Tobacco is the Pennsylvania-based experimental musician behind Black Moth Super Rainbow. Known for being a bit of a rural recluse, Thomas Fec had in recent years all but given up on music–even after numerous LP and EP releases thru the 2000’s with BMSR and related side projects. Upon accepting his retirement, though, the urge to make music returned in full force with only a year’s hiatus.

Unsatisfied with what had become his stable musical means during the development of BMSR, Tobacco found himself returning to one of his earliest modes of creation. Methodically recording every track and effect to tape, Fec then feed the material into his sequencer–being sure to introduce plenty of manipulated degradation along the way!

With this as his raw material, Tobacco’s free-form impulses were free to run amuck in the strangest of ways. The musician concedes: “I do know how to ruin a good song,” but that is only because he seems to have a continual need to push himself beyond what he knows.

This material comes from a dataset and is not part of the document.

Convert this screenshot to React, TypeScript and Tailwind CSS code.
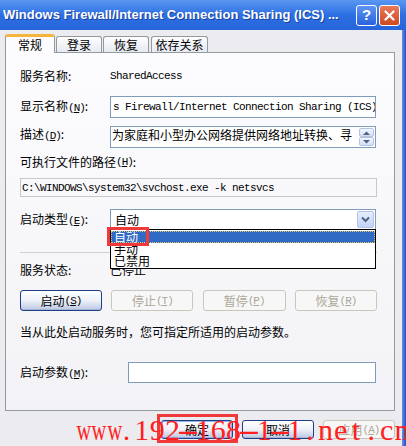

The result is an upcoming 12-song LP called Sweatbox Dynasty due out in August via Ghostly International. “Gods in Heat” is our first listen in on the new effort, and it’s definitely full of ear scrambling weirdness. Initially eluding any sense of rhythmic order, Tobacco’s drum and bass lines run off-kilter before gaining momentum into a hard driving funk. Taken apart and put back together such that many of this track’s moving parts are still showing, “Gods in Heat” displays Fec’s facility for making delirious and catchy pop from unlikely and experimental means.